Commit Graph

2 Commits

Author SHA1 Message Date
Olaf Faaland
448d7aaabc Identify locks flagged by lockdep
When running a kernel with CONFIG_LOCKDEP=y, lockdep reports possible
recursive locking in some cases and possible circular locking dependency
in others, within the SPL and ZFS modules.

This patch uses a mutex type defined in SPL, MUTEX_NOLOCKDEP, to mark
such mutexes when they are initialized.  This mutex type causes
attempts to take or release those locks to be wrapped in lockdep_off()
and lockdep_on() calls to silence the dependency checker and allow the
use of lock_stats to examine contention.

For RW locks, it uses an analogous lock type, RW_NOLOCKDEP.

The goal is that these locks are ultimately changed back to type
MUTEX_DEFAULT or RW_DEFAULT, after the locks are annotated to reflect
their relationship (e.g. z_name_lock below) or any real problem with the
lock dependencies are fixed.

Some of the affected locks are:

tc_open_lock:
=============
This is an array of locks, all with same name, which txg_quiesce must
take all of in order to move txg to next state.  All default to the same
lockdep class, and so to lockdep appears recursive.

zp->z_name_lock:
================
In zfs_rmdir,
        dzp = znode for the directory (input to zfs_dirent_lock)
        zp  = znode for the entry being removed (output of zfs_dirent_lock)

zfs_rmdir()->zfs_dirent_lock() takes z_name_lock in dzp
zfs_rmdir() takes z_name_lock in zp

Since both dzp and zp are type znode_t, the locks have the same default
class, and lockdep considers it a possible recursive lock attempt.

l->l_rwlock:
============
zap_expand_leaf() sometimes creates two new zap leaf structures, via
these call paths:

zap_deref_leaf()->zap_get_leaf_byblk()->zap_leaf_open()
zap_expand_leaf()->zap_create_leaf()->zap_expand_leaf()->zap_create_leaf()

Because both zap_leaf_open() and zap_create_leaf() initialize
l->l_rwlock in their (separate) leaf structures, the lockdep class is
the same, and the linux kernel believes these might both be the same
lock, and emits a possible recursive lock warning.
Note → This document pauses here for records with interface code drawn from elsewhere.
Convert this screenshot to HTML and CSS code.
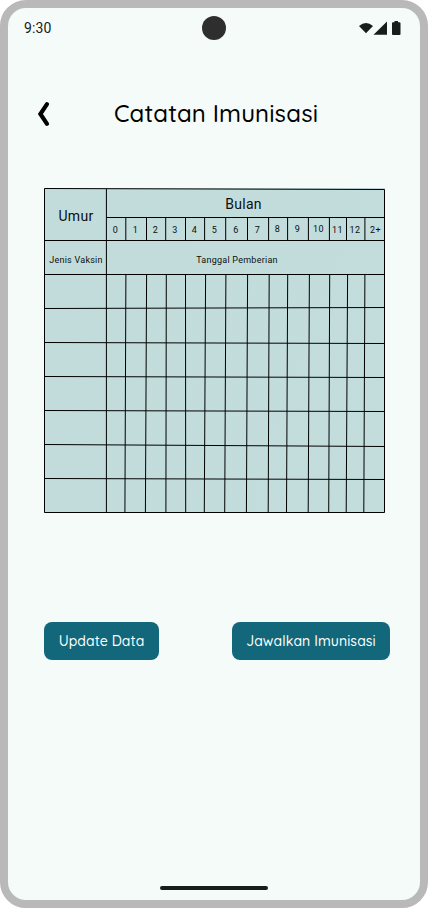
FILE: index.html
```html
<!DOCTYPE html>
<html lang="id">
<head>
<meta charset="utf-8">
<title>Catatan Imunisasi</title>
<link rel="stylesheet" href="styles.css">
</head>
<body>
<div class="phone">
  <header class="status">
    <span class="time">9:30</span>
    <span class="camera"></span>
    <svg class="status-icons" width="46" height="18" viewBox="0 0 46 18">
      <path d="M0 6Q7 .2 14 6L7 13.200Z"/>
      <path d="M14.500 14.800H28V1.500Z"/>
      <path d="M35.500 1h3.500v1.200h1.500q1 0 1 1v10.800q0 1-1 1h-6.500q-1 0-1-1v-10.800q0-1 1-1h1.500z"/>
    </svg>
  </header>
  <div class="title-bar">
    <svg class="back" width="14" height="26" viewBox="0 0 14 26"><path d="M11 3.200L4.400 13L11 22.800"/></svg>
    <h1>Catatan Imunisasi</h1>
  </div>
  <main>
    <section class="chart">
      <svg class="lines" width="342" height="326" viewBox="44 188 342 326">
        <path d="M44.500 188.500L384.500 189.500V512.500H44.500Z"/>
        <path d="M106.500 217.500H384.500M44.500 240.500H384.500M44.500 274.500H384.500"/>
        <path d="M44.500 308.500L384.500 307.500M44.500 342.500L384.500 343.500M44.500 376.500L384.500 377.500M44.500 410.500L384.500 411.500M44.500 444.500L384.500 446.500M44.500 478.500L384.500 479.500"/>
        <path d="M106.400 189V512.500"/>
        <path d="M125.800 217.500V240.500M146.500 217.500V240.500M165.700 217.500V240.500M185.500 217.500V240.500M204.600 217.500V240.500M225.700 217.500V240.500M247.500 217.500V240.500M268.600 217.500V240.500M287.600 217.500V240.500M308.400 217.500V240.500M329.400 217.500V240.500M346.500 217.500V240.500M364.900 217.500V240.500"/>
        <path d="M125.900 274.500L124.900 512.500M146.600 274.500L145.400 512.500M166.300 274.500L165.900 512.500M185.500 274.500L185.700 512.500M205.600 274.500L204.300 512.500M225.900 274.500L224.700 512.500M247.600 274.500L246.400 512.500M269.200 274.500L268.200 512.500M287.700 274.500L286.500 512.500M309.400 274.500L308.200 512.500M329.700 274.500L328.700 512.500M347.600 274.500L346.200 512.500M364.900 274.500L363.800 512.500"/>
      </svg>
      <div class="age">Umur</div>
      <div class="month">Bulan</div>
      <div class="months">
        <span>0</span><span>1</span><span>2</span><span>3</span><span>4</span><span>5</span><span>6</span><span>7</span><span class="raised">8</span><span class="raised">9</span><span class="raised">10</span><span>11</span><span>12</span><span class="last">2+</span>
      </div>
      <div class="vaccine">Jenis Vaksin</div>
      <div class="dates">Tanggal Pemberian</div>
    </section>
    <div class="actions">
      <button class="update">Update Data</button>
      <button class="schedule">Jawalkan Imunisasi</button>
    </div>
  </main>
  <div class="home"></div>
</div>
</body>
</html>
```
FILE: styles.css
```css
* { box-sizing: border-box; }
body { margin: 0; background: #fff; font-family: Roboto, sans-serif; }
.phone {
  width: 428px; height: 908px;
  border: 8px solid #b9b9b9; border-radius: 26px;
  background: #f5fbf9;
  display: flex; flex-direction: column;
}
.status {
  height: 40px; padding: 0 16px;
  display: grid; grid-template-columns: 1fr 24px 1fr; align-items: center;
  color: #171d1b;
}
.time { font-size: 14px; letter-spacing: .14px; }
.camera { width: 24px; height: 24px; border-radius: 50%; background: #2e2e2e; }
.status-icons { justify-self: end; margin-right: -1px; margin-top: 1px; fill: #171d1b; }
.title-bar { height: 60px; margin-top: 36px; padding-left: 28px; display: flex; align-items: center; }
.back { flex: none; fill: none; stroke: #000; stroke-width: 4.2; stroke-linecap: round; stroke-linejoin: miter; }
h1, button {
  font-family: Quicksand, Inter, sans-serif;
  font-weight: 540;
  white-space: nowrap;
}
h1 { margin: -2px 0 0 64px; font-size: 24px; line-height: 30px; letter-spacing: .12px; color: #000; }
.chart {
  position: relative;
  width: 341px; height: 325px; margin: 44px 0 0 36px;
  display: grid;
  grid-template-columns: 62px 279px;
  grid-template-rows: 29px 23px 34px 1fr;
  background: linear-gradient(110deg, #c2dcdc, #c2dddb);
  color: #0c0f0e;
}
.lines { position: absolute; left: 0; top: 0; fill: none; stroke: #000; stroke-width: 1; }
.age, .month, .vaccine, .dates { display: flex; align-items: center; justify-content: center; white-space: nowrap; }
.age { grid-row: 1 / 3; font-size: 14px; letter-spacing: .3px; padding: 3px 0 0 2px; }
.month { font-size: 14px; letter-spacing: .3px; padding: 3px 4px 0 0; }
.months {
  grid-column: 2;
  display: grid; align-items: center; justify-items: center;
  grid-template-columns: 19px 21px 19px 20px 19px 21px 22px 21px 19px 21px 21px 17px 18px 21px;
  padding-top: 2px;
  font-size: 9px; letter-spacing: .4px;
}
.raised { margin-top: -2px; }
.last { padding-left: 2px; }
.vaccine, .dates { font-size: 9px; padding-top: 6px; letter-spacing: .25px; }
.vaccine { padding-left: 2px; }
.dates { padding-right: 17px; }
.actions { display: flex; justify-content: space-between; margin: 109px 30px 0 36px; }
button { height: 38px; padding: 0; border: 0; border-radius: 8px; background: #12687a; color: #fff; font-size: 14px; letter-spacing: .07px; }
.update { width: 115px; }
.schedule { width: 158px; }
.home { width: 108px; height: 4px; margin: auto auto 10px; border-radius: 2px; background: #171d1b; }
```
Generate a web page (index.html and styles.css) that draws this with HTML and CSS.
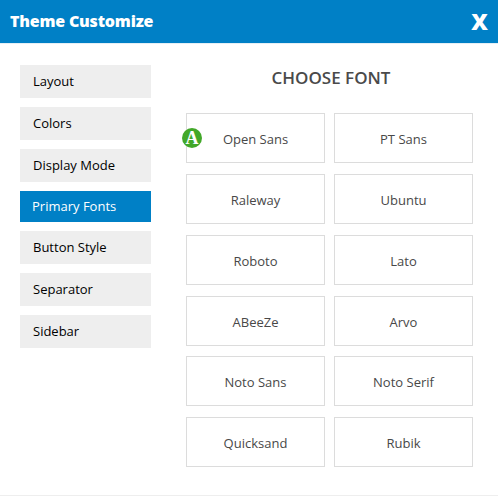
FILE: index.html
```html
<!DOCTYPE html>
<html lang="en">
<head>
<meta charset="utf-8">
<title>Theme Customize</title>
<link rel="stylesheet" href="styles.css">
</head>
<body>
<div class="dialog">
  <header class="header">
    <h1 class="title">Theme Customize</h1>
    <span class="close">X</span>
  </header>
  <main class="content">
    <nav class="menu">
      <a class="item">Layout</a>
      <a class="item">Colors</a>
      <a class="item">Display Mode</a>
      <a class="item active">Primary Fonts</a>
      <a class="item">Button Style</a>
      <a class="item">Separator</a>
      <a class="item">Sidebar</a>
    </nav>
    <section class="panel">
      <h2 class="heading">CHOOSE FONT</h2>
      <div class="fonts">
        <div class="font">Open Sans<span class="badge">A</span></div>
        <div class="font">PT Sans</div>
        <div class="font">Raleway</div>
        <div class="font">Ubuntu</div>
        <div class="font">Roboto</div>
        <div class="font">Lato</div>
        <div class="font">ABeeZe</div>
        <div class="font">Arvo</div>
        <div class="font">Noto Sans</div>
        <div class="font">Noto Serif</div>
        <div class="font">Quicksand</div>
        <div class="font">Rubik</div>
      </div>
    </section>
  </main>
</div>
</body>
</html>
```
FILE: styles.css
```css
* { box-sizing: border-box; }
body {
  margin: 0;
  background: #fff;
  font-family: "Open Sans", sans-serif;
  font-size: 13px;
}
.dialog {
  display: flex;
  flex-direction: column;
  height: 496px;
  border-bottom: 1px solid #eee;
}
.header {
  display: flex;
  justify-content: space-between;
  align-items: center;
  height: 44px;
  padding: 0 10px 2px;
  background: #0080c6;
  border-bottom: 1px solid #e5eff5;
  color: #fff;
}
.title {
  margin: 0;
  font-size: 16px;
  line-height: 22px;
  font-weight: 800;
  letter-spacing: -0.2px;
}
.close {
  font-size: 23px;
  line-height: 30px;
  font-weight: 800;
}
.content {
  display: flex;
  gap: 35px;
  padding: 21px 25px 0 20px;
}
.menu {
  display: flex;
  flex-direction: column;
  gap: 9px;
  width: 131px;
}
.item {
  height: 33px;
  padding-left: 13px;
  background: #eee;
  color: #000;
  line-height: 33px;
}
.item.active {
  height: 31px;
  padding-left: 12px;
  background: #0080c6;
  color: #fff;
  line-height: 31px;
}
.panel { width: 287px; }
.heading {
  margin: 0 0 22px;
  padding-left: 3px;
  color: #4a4a4a;
  font-size: 17px;
  font-weight: 600;
  line-height: 26px;
  text-align: center;
}
.fonts {
  display: grid;
  grid-template-columns: 139px 139px;
  gap: 10.86px 9px;
}
.font {
  position: relative;
  height: 50px;
  border: 1px solid #dcdcdc;
  color: #484848;
  line-height: 51px;
  text-align: center;
}
.badge {
  position: absolute;
  top: 14px;
  left: -5px;
  width: 20px;
  height: 20px;
  border-radius: 50%;
  background: #42a829;
  color: #fff;
  font: bold 18px/20px "Liberation Serif", serif;
}
```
Signed-off-by: Olaf Faaland <faaland1@llnl.gov>
Signed-off-by: Brian Behlendorf <behlendorf1@llnl.gov>
Closes #3895
2015-12-22 10:21:33 -08:00
Prakash Surya
ca0bf58d65 Illumos 5497 - lock contention on arcs_mtx
Reviewed by: George Wilson <george.wilson@delphix.com>
Reviewed by: Matthew Ahrens <mahrens@delphix.com>
Reviewed by: Richard Elling <richard.elling@richardelling.com>
Approved by: Dan McDonald <danmcd@omniti.com>

Porting notes and other significant code changes:

The illumos 5368 patch (ARC should cache more metadata), which
was never picked up by ZoL, is mostly reverted by this patch.

Since ZoL relies on the kernel asynchronously calling the shrinker to
actually reap memory, the shrinker wakes up arc_reclaim_waiters_cv every
time it runs.

The arc_adapt_thread() function no longer calls arc_do_user_evicts()
since the newly-added arc_user_evicts_thread() calls it periodically.

Notable conflicting ZoL commits which conflicted with this patch or
whose effects are either duplicated or un-done by this patch:

    302f753 - Integrate ARC more tightly with Linux
    39e055c - Adjust arc_p based on "bytes" in arc_shrink
    f521ce1 - Allow "arc_p" to drop to zero or grow to "arc_c"
    77765b5 - Remove "arc_meta_used" from arc_adjust calculation
    94520ca - Prune metadata from ghost lists in arc_adjust_meta

Trace support for multilist_insert() and multilist_remove() has been
added and produces the following output:

    fio-12498 [077] .... 112936.448324: zfs_multilist__insert: ml { offset 240 numsublists 80 sublistidx 63 }
    fio-12498 [077] .... 112936.448347: zfs_multilist__remove: ml { offset 240 numsublists 80 sublistidx 29 }

The following arcstats have been removed:

    recycle_miss - Used by arcstat.py and arc_summary.py, both of which
    have been updated appropriately.

    l2_writes_hdr_miss

The following arcstats have been added:

    evict_not_enough - Number of times arc_evict_state() was unable to
    evict enough buffers to reach its target amount.

    evict_l2_skip - Number of times arc_evict_hdr() skipped eviction
    because it was being written to the l2arc.

    l2_writes_lock_retry - Replaces l2_writes_hdr_miss.  Number of times
    l2arc_write_done() failed to acquire hash_lock (and re-tries).

    arc_meta_min - Shows the value of the zfs_arc_meta_min module
    parameter (see below).

The "index" column of the "dbuf" kstat has been removed since it doesn't
have a direct analog in the new multilist scheme.  Additional multilist-
related stats could be added in the future but would likely require
extensions to the mulilist API.

The following module parameters have been added:

    zfs_arc_evict_batch_limit - Number of ARC headers to free per sub-list
    before moving on to the next sub-list.

    zfs_arc_meta_min - Enforce a floor on the amount of metadata in
    the ARC.

    zfs_arc_num_sublists_per_state - Number of multilist sub-lists per
    ARC state.

    zfs_arc_overflow_shift - Controls amount by which the ARC must exceed
    the target size to be considered "overflowing".

Ported-by: Tim Chase <tim@chase2k.com>
Signed-off-by: Brian Behlendorf <behlendorf1@llnl.gov
2015-06-11 10:27:25 -07:00